═════ COLLECTED MATERIAL
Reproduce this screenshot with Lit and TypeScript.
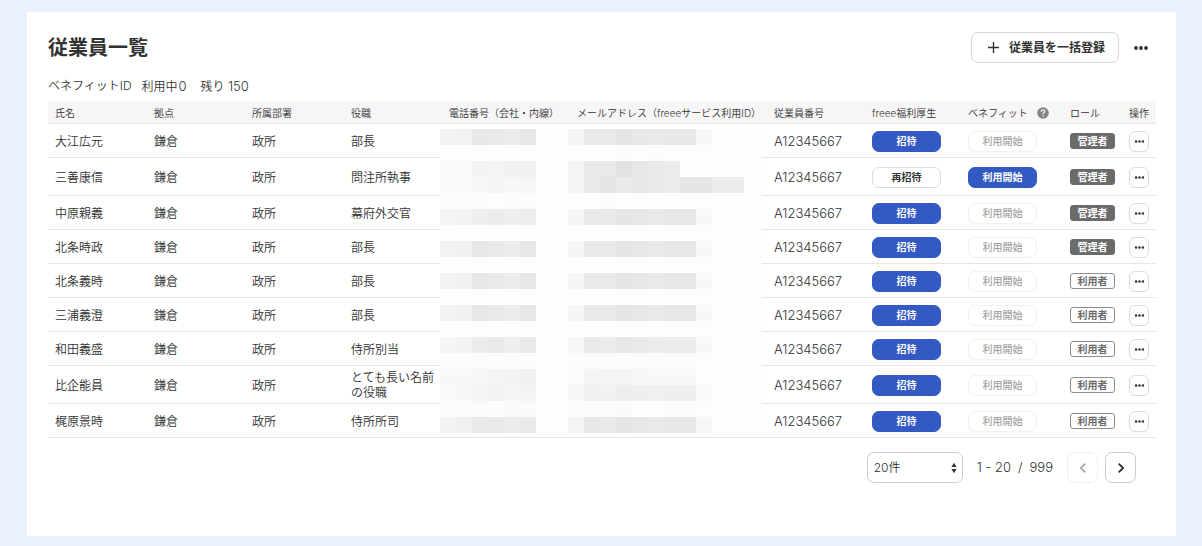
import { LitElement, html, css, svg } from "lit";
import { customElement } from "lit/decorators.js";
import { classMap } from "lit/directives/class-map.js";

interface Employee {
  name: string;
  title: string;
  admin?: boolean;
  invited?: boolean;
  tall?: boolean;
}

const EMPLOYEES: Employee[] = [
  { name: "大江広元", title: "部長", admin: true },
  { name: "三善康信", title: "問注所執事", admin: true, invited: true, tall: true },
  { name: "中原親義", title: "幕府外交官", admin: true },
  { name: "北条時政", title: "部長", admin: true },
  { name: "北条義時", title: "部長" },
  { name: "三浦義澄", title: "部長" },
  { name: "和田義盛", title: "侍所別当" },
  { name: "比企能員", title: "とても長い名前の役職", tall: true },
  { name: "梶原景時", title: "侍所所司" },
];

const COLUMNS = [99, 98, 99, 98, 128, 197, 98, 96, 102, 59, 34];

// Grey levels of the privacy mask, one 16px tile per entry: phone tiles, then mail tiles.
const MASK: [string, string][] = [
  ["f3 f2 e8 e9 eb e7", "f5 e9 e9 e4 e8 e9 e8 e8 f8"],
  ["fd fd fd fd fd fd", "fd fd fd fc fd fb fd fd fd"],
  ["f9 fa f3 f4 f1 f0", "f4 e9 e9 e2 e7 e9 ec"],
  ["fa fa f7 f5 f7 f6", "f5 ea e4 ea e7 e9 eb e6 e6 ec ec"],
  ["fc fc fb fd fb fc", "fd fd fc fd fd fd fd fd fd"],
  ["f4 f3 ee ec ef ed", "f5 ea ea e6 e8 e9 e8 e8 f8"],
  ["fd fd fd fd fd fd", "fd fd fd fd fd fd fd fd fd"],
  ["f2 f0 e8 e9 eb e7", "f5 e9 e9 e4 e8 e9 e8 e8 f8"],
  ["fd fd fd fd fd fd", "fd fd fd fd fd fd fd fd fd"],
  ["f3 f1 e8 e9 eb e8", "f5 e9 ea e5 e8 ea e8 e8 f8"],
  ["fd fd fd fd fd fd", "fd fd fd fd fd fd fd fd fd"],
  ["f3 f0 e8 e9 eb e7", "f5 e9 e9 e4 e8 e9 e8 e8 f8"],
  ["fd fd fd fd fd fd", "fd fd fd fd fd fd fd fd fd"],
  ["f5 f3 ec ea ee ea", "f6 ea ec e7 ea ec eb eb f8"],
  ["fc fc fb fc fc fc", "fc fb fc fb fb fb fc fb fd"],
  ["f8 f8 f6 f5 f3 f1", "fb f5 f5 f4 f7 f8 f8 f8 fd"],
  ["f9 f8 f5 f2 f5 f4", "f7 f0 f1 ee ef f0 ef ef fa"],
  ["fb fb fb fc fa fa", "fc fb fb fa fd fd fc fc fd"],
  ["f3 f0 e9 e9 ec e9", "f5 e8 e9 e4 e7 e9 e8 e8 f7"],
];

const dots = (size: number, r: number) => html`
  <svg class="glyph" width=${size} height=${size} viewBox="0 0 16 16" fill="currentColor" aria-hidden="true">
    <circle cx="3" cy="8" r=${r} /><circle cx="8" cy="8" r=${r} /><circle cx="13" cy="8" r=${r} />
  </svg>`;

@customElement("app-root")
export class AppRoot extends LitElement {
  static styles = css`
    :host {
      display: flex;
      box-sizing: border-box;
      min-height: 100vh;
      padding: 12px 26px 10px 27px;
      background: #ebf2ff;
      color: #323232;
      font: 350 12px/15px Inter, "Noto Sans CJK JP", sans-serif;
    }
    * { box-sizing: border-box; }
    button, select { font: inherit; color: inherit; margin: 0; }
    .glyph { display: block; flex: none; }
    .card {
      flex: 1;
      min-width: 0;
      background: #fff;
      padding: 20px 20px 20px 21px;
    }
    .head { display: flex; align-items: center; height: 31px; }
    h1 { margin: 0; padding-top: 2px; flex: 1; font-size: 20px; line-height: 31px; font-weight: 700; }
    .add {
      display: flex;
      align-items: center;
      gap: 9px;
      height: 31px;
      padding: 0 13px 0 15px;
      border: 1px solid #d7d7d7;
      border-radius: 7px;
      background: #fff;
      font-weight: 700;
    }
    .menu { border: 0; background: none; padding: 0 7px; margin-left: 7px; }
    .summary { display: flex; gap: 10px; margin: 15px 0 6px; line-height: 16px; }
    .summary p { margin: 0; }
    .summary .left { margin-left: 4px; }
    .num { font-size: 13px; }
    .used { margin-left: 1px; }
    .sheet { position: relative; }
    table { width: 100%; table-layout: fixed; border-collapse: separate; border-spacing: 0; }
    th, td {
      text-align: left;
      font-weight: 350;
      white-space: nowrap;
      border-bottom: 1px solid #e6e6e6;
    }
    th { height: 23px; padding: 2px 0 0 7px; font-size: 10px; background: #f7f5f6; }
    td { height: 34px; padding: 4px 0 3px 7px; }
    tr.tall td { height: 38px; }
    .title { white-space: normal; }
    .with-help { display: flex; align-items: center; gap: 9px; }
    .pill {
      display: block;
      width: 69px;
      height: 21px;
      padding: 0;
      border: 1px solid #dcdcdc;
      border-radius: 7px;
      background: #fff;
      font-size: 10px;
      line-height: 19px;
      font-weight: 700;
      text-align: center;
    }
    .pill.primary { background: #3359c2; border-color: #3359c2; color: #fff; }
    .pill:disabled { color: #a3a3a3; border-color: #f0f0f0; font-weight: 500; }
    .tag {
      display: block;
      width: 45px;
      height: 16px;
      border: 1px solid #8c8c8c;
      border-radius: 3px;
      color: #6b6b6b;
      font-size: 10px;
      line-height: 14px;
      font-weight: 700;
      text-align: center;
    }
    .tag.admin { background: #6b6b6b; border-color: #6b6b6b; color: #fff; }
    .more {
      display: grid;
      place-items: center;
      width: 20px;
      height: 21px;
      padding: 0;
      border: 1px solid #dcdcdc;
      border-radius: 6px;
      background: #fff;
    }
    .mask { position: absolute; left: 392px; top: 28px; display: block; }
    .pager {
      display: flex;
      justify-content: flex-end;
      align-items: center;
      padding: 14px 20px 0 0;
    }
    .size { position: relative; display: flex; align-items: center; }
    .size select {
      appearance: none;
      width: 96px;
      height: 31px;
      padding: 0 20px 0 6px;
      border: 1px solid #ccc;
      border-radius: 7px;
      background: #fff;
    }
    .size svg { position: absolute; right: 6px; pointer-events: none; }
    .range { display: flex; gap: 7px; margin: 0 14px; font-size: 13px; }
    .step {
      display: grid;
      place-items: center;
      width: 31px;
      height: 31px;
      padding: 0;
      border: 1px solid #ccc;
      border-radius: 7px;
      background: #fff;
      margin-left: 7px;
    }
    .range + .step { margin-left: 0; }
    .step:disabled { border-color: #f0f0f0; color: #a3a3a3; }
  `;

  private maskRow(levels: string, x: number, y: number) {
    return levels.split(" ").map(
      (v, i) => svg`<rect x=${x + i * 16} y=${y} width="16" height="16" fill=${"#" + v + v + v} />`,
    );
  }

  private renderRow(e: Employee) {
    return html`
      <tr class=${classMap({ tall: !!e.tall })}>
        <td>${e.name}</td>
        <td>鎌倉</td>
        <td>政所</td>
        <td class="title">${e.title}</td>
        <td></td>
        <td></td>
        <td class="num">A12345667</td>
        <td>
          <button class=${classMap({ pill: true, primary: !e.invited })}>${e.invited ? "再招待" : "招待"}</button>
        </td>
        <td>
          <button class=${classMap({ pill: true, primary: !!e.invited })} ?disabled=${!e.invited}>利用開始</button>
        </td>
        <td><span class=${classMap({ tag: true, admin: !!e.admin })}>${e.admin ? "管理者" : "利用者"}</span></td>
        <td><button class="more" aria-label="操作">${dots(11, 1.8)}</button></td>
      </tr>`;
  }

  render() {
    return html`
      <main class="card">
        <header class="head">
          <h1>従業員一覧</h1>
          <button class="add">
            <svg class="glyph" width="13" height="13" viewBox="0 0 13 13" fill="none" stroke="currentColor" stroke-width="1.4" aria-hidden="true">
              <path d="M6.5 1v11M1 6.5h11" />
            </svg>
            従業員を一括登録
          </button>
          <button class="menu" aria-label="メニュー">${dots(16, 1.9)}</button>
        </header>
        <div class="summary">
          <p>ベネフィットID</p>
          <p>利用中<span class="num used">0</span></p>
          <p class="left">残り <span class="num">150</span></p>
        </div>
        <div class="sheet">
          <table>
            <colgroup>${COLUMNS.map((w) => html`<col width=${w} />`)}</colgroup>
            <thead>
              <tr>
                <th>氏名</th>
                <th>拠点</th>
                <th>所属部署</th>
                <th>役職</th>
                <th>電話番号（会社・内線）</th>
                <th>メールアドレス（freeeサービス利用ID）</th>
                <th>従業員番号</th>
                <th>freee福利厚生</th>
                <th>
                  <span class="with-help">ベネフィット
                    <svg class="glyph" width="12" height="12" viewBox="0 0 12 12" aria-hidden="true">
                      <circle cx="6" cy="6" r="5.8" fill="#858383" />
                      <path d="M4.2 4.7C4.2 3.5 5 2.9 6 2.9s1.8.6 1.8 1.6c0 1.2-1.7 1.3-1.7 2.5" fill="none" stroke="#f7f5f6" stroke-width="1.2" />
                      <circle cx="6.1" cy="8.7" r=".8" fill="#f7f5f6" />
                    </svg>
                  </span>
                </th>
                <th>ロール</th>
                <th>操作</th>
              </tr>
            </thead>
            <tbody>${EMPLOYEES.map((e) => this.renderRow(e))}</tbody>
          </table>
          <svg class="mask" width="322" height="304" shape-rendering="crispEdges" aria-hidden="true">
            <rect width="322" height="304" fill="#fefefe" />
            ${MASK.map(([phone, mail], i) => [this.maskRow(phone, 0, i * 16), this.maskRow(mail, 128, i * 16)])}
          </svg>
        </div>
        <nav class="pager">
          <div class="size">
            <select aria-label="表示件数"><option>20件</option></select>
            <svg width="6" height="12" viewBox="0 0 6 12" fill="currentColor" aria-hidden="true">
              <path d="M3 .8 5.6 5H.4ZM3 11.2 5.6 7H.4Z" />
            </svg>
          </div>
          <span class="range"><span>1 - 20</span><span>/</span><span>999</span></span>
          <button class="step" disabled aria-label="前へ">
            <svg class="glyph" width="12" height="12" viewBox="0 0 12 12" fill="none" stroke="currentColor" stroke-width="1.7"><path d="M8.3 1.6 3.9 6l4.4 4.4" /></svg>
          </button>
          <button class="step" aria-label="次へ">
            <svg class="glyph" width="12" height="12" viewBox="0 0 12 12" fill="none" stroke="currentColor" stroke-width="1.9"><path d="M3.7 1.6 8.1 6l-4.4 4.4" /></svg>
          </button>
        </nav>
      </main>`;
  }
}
══════════
▶ **REQUIRED WORK**
Set the lines above down again, word for word, from the first through the one containing "102, 59, 34];"; pictures excluded.

▶ **THE OUTPUT**
Reproduce this screenshot with Lit and TypeScript.
import { LitElement, html, css, svg } from "lit";
import { customElement } from "lit/decorators.js";
import { classMap } from "lit/directives/class-map.js";

interface Employee {
  name: string;
  title: string;
  admin?: boolean;
  invited?: boolean;
  tall?: boolean;
}

const EMPLOYEES: Employee[] = [
  { name: "大江広元", title: "部長", admin: true },
  { name: "三善康信", title: "問注所執事", admin: true, invited: true, tall: true },
  { name: "中原親義", title: "幕府外交官", admin: true },
  { name: "北条時政", title: "部長", admin: true },
  { name: "北条義時", title: "部長" },
  { name: "三浦義澄", title: "部長" },
  { name: "和田義盛", title: "侍所別当" },
  { name: "比企能員", title: "とても長い名前の役職", tall: true },
  { name: "梶原景時", title: "侍所所司" },
];

const COLUMNS = [99, 98, 99, 98, 128, 197, 98, 96, 102, 59, 34];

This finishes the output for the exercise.